Senator John McCain is clearly predisposed to exhibit fully 3/5 (60%) of the most serious temperamental defects in a military leader identified by Sun Tzu. By way of contrast, Obama does not appear to suffer from as many -- if any at all -- of these defects.

The average American probably does not know what makes a good Commander in Chief (after all, these are the people who reelected George W. Bush in 2004). But one American who ought to have an educated opinion on the matter comes to mind. During his interview with NBC News Sunday, General Colin Powell said of Obama:
He speaks authoritatively. He speaks with great insight into the challenges we're facing of a military and political and economic nature. And he is surrounding himself, I'm confident, with people who'll be able to give him the expertise that he, at the moment, does not have. And so I have watched an individual who has intellectual vigor and who dives deeply into issues and approaches issues with a very, very steady hand. And so I'm confident that he will be ready to take on these challenges on January 21st.
Powell said he thought that Obama "has met the standard of being a successful president, being an exceptional president."
Picture: George Washington; calligraphy, "Sun Tzu's Art of War."


  1. A minor comment - you have a grammatical error in one of your sentences:

    2) Cowardice? Although his brand of "bravery" is impossible to distinguish from sheer recklessness, and McCain's reluctance to look Obama in the eye during the debates hardly paints a profile of courage, I do NOT think McCain is NOT a coward.

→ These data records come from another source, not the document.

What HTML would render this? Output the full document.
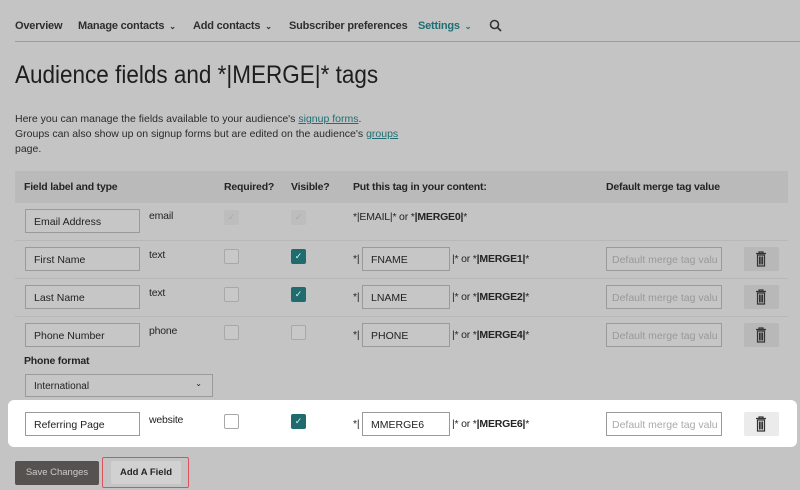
<!DOCTYPE html>
<html><head><meta charset="utf-8"><style>
*{margin:0;padding:0;box-sizing:border-box}
body{width:800px;height:490px;background:#c4c4c4;font-family:"Liberation Sans",sans-serif;color:#242424;position:relative;overflow:hidden}
.a{position:absolute;white-space:nowrap}
.nav{top:20px;font-size:11px;font-weight:bold;color:#2e2e2e;letter-spacing:-0.2px}
.car{font-size:8px;margin-left:5px}
.inp{position:absolute;height:24px;border:1px solid #9a9a9a;background:#c6c6c6;font-size:10.5px;padding:6px 0 0 8px;color:#222;white-space:nowrap;overflow:hidden}
.cb{position:absolute;width:15px;height:15px;border:1px solid #a8a8a8;border-radius:2px;background:#c8c8c8}
.on{background:#1f6b6e;border-color:#1f6b6e;color:#cfe;font-size:9px;text-align:center;line-height:13px}
.dis{background:#bdbdbd;border-color:#bdbdbd;color:#aaa;font-size:9px;text-align:center;line-height:13px}
.trash{position:absolute;left:744px;width:35px;height:24px;background:#b8b8b8;border-radius:2px}
.t{font-size:10.5px;letter-spacing:-0.2px}
.sep{position:absolute;left:15px;width:773px;height:1px;background:#b8b8b8}
</style></head><body>
<div class="a nav" style="left:15px">Overview</div>
<div class="a nav" style="left:78px">Manage contacts<span class="car">⌄</span></div>
<div class="a nav" style="left:193px">Add contacts<span class="car">⌄</span></div>
<div class="a nav" style="left:289px">Subscriber preferences</div>
<div class="a nav" style="left:418px;color:#1e6e73">Settings<span class="car">⌄</span></div>
<svg class="a" style="left:489px;top:19px" width="13" height="13" viewBox="0 0 13 13"><circle cx="5.5" cy="5.5" r="4" fill="none" stroke="#333" stroke-width="1.6"/><path d="M8.5 8.5L12 12" stroke="#333" stroke-width="1.6"/></svg>
<div class="a" style="left:15px;top:41px;width:785px;height:1px;background:#9c9c9c"></div>
<div class="a" style="left:15px;top:61px;font-size:25px;color:#1e1e1e;transform:scaleX(0.9);transform-origin:left top">Audience fields and *|MERGE|* tags</div>
<div class="a" style="left:15px;top:112px;font-size:10.5px;line-height:15px;color:#2a2a2a">Here you can manage the fields available to your audience's <u style="color:#1e6e73">signup forms</u>.<br>Groups can also show up on signup forms but are edited on the audience's <u style="color:#1e6e73">groups</u><br>page.</div>

<div class="a" style="left:15px;top:171px;width:773px;height:32px;background:#bababa"></div>
<div class="a t" style="left:24px;top:181px;font-weight:bold">Field label and type</div>
<div class="a t" style="left:224px;top:181px;font-weight:bold">Required?</div>
<div class="a t" style="left:291px;top:181px;font-weight:bold">Visible?</div>
<div class="a t" style="left:353px;top:181px;font-weight:bold">Put this tag in your content:</div>
<div class="a t" style="left:606px;top:181px;font-weight:bold">Default merge tag value</div>

<div class="inp" style="left:25px;top:209px;width:115px">Email Address</div>
<div class="a t" style="left:149px;top:210px">email</div>
<div class="cb dis" style="left:224px;top:210px">✓</div>
<div class="cb dis" style="left:291px;top:210px">✓</div>
<div class="a t" style="left:353px;top:211px">*|EMAIL|* or *<b>|MERGE0|</b>*</div>
<div class="sep" style="top:240px"></div>

<div class="inp" style="left:25px;top:247px;width:115px">First Name</div>
<div class="a t" style="left:149px;top:249px">text</div>
<div class="cb" style="left:224px;top:249px"></div>
<div class="cb on" style="left:291px;top:249px">✓</div>
<div class="a t" style="left:353px;top:253px">*|</div>
<div class="inp" style="left:362px;top:247px;width:88px">FNAME</div>
<div class="a t" style="left:452px;top:253px">|* or *<b>|MERGE1|</b>*</div>
<div class="inp" style="left:606px;top:247px;width:116px;color:#999;padding-left:5px">Default merge tag valu</div>
<div class="trash" style="top:247px"></div>
<div class="sep" style="top:278px"></div>

<div class="inp" style="left:25px;top:285px;width:115px">Last Name</div>
<div class="a t" style="left:149px;top:287px">text</div>
<div class="cb" style="left:224px;top:287px"></div>
<div class="cb on" style="left:291px;top:287px">✓</div>
<div class="a t" style="left:353px;top:291px">*|</div>
<div class="inp" style="left:362px;top:285px;width:88px">LNAME</div>
<div class="a t" style="left:452px;top:291px">|* or *<b>|MERGE2|</b>*</div>
<div class="inp" style="left:606px;top:285px;width:116px;color:#999;padding-left:5px">Default merge tag valu</div>
<div class="trash" style="top:285px"></div>
<div class="sep" style="top:316px"></div>

<div class="inp" style="left:25px;top:323px;width:115px">Phone Number</div>
<div class="a t" style="left:149px;top:325px">phone</div>
<div class="cb" style="left:224px;top:325px"></div>
<div class="cb" style="left:291px;top:325px"></div>
<div class="a t" style="left:353px;top:329px">*|</div>
<div class="inp" style="left:362px;top:323px;width:88px">PHONE</div>
<div class="a t" style="left:452px;top:329px">|* or *<b>|MERGE4|</b>*</div>
<div class="inp" style="left:606px;top:323px;width:116px;color:#999;padding-left:5px">Default merge tag valu</div>
<div class="trash" style="top:323px"></div>
<div class="a t" style="left:24px;top:355px;font-weight:bold">Phone format</div>
<div class="inp" style="left:25px;top:374px;width:188px;height:23px;font-size:10px">International<span style="position:absolute;right:10px;top:4px;font-size:8px">⌄</span></div>

<div class="a" style="left:8px;top:400px;width:789px;height:47px;background:#fff;border-radius:6px"></div>
<div class="inp" style="left:25px;top:412px;width:115px;background:#fff">Referring Page</div>
<div class="a t" style="left:149px;top:414px">website</div>
<div class="cb" style="left:224px;top:414px;background:#fff"></div>
<div class="cb on" style="left:291px;top:414px">✓</div>
<div class="a t" style="left:353px;top:418px">*|</div>
<div class="inp" style="left:362px;top:412px;width:88px;background:#fff">MMERGE6</div>
<div class="a t" style="left:452px;top:418px">|* or *<b>|MERGE6|</b>*</div>
<div class="inp" style="left:606px;top:412px;width:116px;background:#fff;color:#aaa;padding-left:5px">Default merge tag valu</div>
<div class="trash" style="top:412px;background:#ebebeb"></div>

<svg class="a" style="left:755px;top:251px" width="12" height="16" viewBox="0 0 12 16"><path d="M1 2.5h10M4 2.5V1h4v1.5M2.5 4h7v11h-7zM4.5 5.5v8M6 5.5v8M7.5 5.5v8" fill="none" stroke="#333" stroke-width="1.2"/></svg>
<svg class="a" style="left:755px;top:289px" width="12" height="16" viewBox="0 0 12 16"><path d="M1 2.5h10M4 2.5V1h4v1.5M2.5 4h7v11h-7zM4.5 5.5v8M6 5.5v8M7.5 5.5v8" fill="none" stroke="#333" stroke-width="1.2"/></svg>
<svg class="a" style="left:755px;top:327px" width="12" height="16" viewBox="0 0 12 16"><path d="M1 2.5h10M4 2.5V1h4v1.5M2.5 4h7v11h-7zM4.5 5.5v8M6 5.5v8M7.5 5.5v8" fill="none" stroke="#333" stroke-width="1.2"/></svg>
<svg class="a" style="left:755px;top:416px" width="12" height="16" viewBox="0 0 12 16"><path d="M1 2.5h10M4 2.5V1h4v1.5M2.5 4h7v11h-7zM4.5 5.5v8M6 5.5v8M7.5 5.5v8" fill="none" stroke="#333" stroke-width="1.2"/></svg>

<div class="a" style="left:15px;top:461px;width:84px;height:24px;background:#56524f;border-radius:2px;color:#ccc;font-size:9.5px;text-align:center;line-height:24px">Save Changes</div>
<div class="a" style="left:102px;top:457px;width:87px;height:31px;border:1.5px solid #e0505a;border-radius:2px"></div>
<div class="a" style="left:111px;top:461px;width:70px;height:23px;background:#d1d1d1;border-radius:2px;font-size:9.5px;font-weight:bold;text-align:center;line-height:23px">Add A Field</div>
</body></html>
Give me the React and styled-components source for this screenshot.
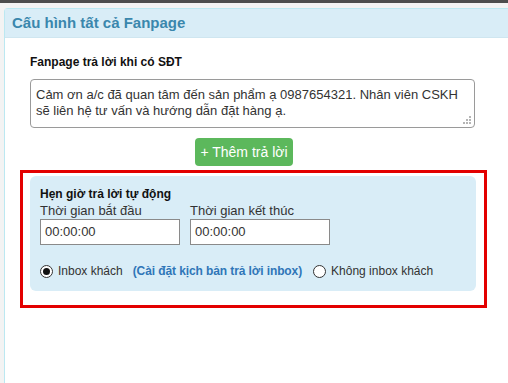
import React from "react";
import styled, { createGlobalStyle } from "styled-components";

const Global = createGlobalStyle`
  html, body { margin: 0; padding: 0; }
  body {
    background: #f3f3f3;
    font-family: "Liberation Sans", Arial, sans-serif;
    width: 508px;
    height: 383px;
    overflow: hidden;
  }
`;

const TopBar = styled.div`
  height: 3px;
  background: #4d4d4d;
`;

const Page = styled.div`
  padding: 5px 0 0 4px;
`;

const Panel = styled.div`
  height: 380px;
  border: 1px solid #bce8f1;
  border-right: none;
  border-radius: 4px 0 0 0;
  background: #fff;
`;

const PanelHeader = styled.div`
  height: 28px;
  background: #d9edf7;
  border-bottom: 1px solid #cfe6f0;
  color: #3a87ad;
  font-weight: bold;
  font-size: 15px;
  line-height: 28px;
  padding-left: 7px;
`;

const PanelBody = styled.div`
  padding: 17px 0 0 15px;
`;

const Column = styled.div`
  margin-left: 10px;
  width: 446px;
`;

const FieldTitle = styled.div`
  font-weight: bold;
  font-size: 12px;
  line-height: 14px;
  color: #111;
`;

const MessageBox = styled.div`
  position: relative;
  margin-top: 10px;
  width: 445px;
  height: 49px;
  box-sizing: border-box;
  border: 1px solid #9a9a9a;
  border-radius: 4px;
  padding: 7px 5px;
  font-size: 13px;
  line-height: 16px;
  color: #333;
`;

const Grip = styled.svg`
  position: absolute;
  right: 3px;
  bottom: 3px;
`;

const AddButton = styled.button`
  display: block;
  margin: 10px 0 0 165px;
  width: 98px;
  height: 28px;
  border: none;
  border-radius: 4px;
  background: #5cb85c;
  color: #fff;
  font-family: "Liberation Sans", Arial, sans-serif;
  font-size: 14px;
  padding: 0;
`;

const Highlight = styled.div`
  margin-top: 4px;
  width: 467px;
  box-sizing: border-box;
  border: 3px solid #e30000;
  padding: 3px 8px 14px 7px;
`;

const ScheduleBox = styled.div`
  background: #d9edf7;
  border-radius: 6px;
  height: 115px;
  box-sizing: border-box;
  padding: 11px 10px 0;
`;

const TimeRow = styled.div`
  display: flex;
  gap: 10px;
  margin-top: 2px;
`;

const TimeField = styled.div`
  display: flex;
  flex-direction: column;
`;

const TimeLabel = styled.div`
  font-size: 13px;
  line-height: 16px;
  color: #333;
`;

const TimeInput = styled.div`
  width: 140px;
  height: 26px;
  box-sizing: border-box;
  border: 1px solid #8a8a8a;
  background: #fff;
  font-size: 13px;
  line-height: 24px;
  padding-left: 4px;
  color: #333;
`;

const RadioRow = styled.div`
  display: flex;
  align-items: center;
  margin-top: 19px;
  font-size: 12px;
  color: #333;
`;

const RadioItem = styled.span`
  display: inline-flex;
  align-items: center;
  gap: 5px;
  margin-right: ${(p) => p.$gap || 0}px;
`;

const Radio = styled.span`
  width: 11px;
  height: 11px;
  border: 1px solid #333;
  border-radius: 50%;
  background: #fff;
  display: inline-flex;
  align-items: center;
  justify-content: center;
  &::after {
    content: "";
    width: 7px;
    height: 7px;
    border-radius: 50%;
    background: ${(p) => (p.$checked ? "#111" : "transparent")};
  }
`;

const Link = styled.span`
  font-weight: bold;
  color: #2f76b8;
  margin-right: 11px;
  letter-spacing: -0.1px;
`;

export default function App() {
  return (
    <>
      <Global />
      <TopBar />
      <Page>
        <Panel>
          <PanelHeader>Cấu hình tất cả Fanpage</PanelHeader>
          <PanelBody>
            <Column>
              <FieldTitle>Fanpage trả lời khi có SĐT</FieldTitle>
              <MessageBox>
                Cảm ơn a/c đã quan tâm đến sản phẩm ạ 0987654321. Nhân viên CSKH
                sẽ liên hệ tư vấn và hướng dẫn đặt hàng ạ.
                <Grip width="8" height="8" viewBox="0 0 8 8">
                  <g fill="#b5b5b5">
                    <rect x="6" y="0" width="2" height="2" />
                    <rect x="3" y="3" width="2" height="2" />
                    <rect x="6" y="3" width="2" height="2" />
                    <rect x="0" y="6" width="2" height="2" />
                    <rect x="3" y="6" width="2" height="2" />
                    <rect x="6" y="6" width="2" height="2" />
                  </g>
                </Grip>
              </MessageBox>
              <AddButton>+ Thêm trả lời</AddButton>
            </Column>
            <Highlight>
              <ScheduleBox>
                <FieldTitle>Hẹn giờ trả lời tự động</FieldTitle>
                <TimeRow>
                  <TimeField>
                    <TimeLabel>Thời gian bắt đầu</TimeLabel>
                    <TimeInput>00:00:00</TimeInput>
                  </TimeField>
                  <TimeField>
                    <TimeLabel>Thời gian kết thúc</TimeLabel>
                    <TimeInput>00:00:00</TimeInput>
                  </TimeField>
                </TimeRow>
                <RadioRow>
                  <RadioItem $gap={10}>
                    <Radio $checked />
                    Inbox khách
                  </RadioItem>
                  <Link>(Cài đặt kịch bản trả lời inbox)</Link>
                  <RadioItem>
                    <Radio />
                    Không inbox khách
                  </RadioItem>
                </RadioRow>
              </ScheduleBox>
            </Highlight>
          </PanelBody>
        </Panel>
      </Page>
    </>
  );
}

Cross this one off.

    I have capitalized the words that form a double negative. I believe you intend to say that you do not believe McCain to be a coward.

    yours sincerely,

  2. J, to clarify: I do not believe McCain to be a coward. Thanks.

  3. The is a great article in Rolling Stone called McCain: The Make Believe Maverick - Record of recklessness and lies. Excellent article depicting how McCain is definitely not a warrior hero they make him out to be.

    I normally respect our veterans who have served, but no longer respect this man in any way for any reason.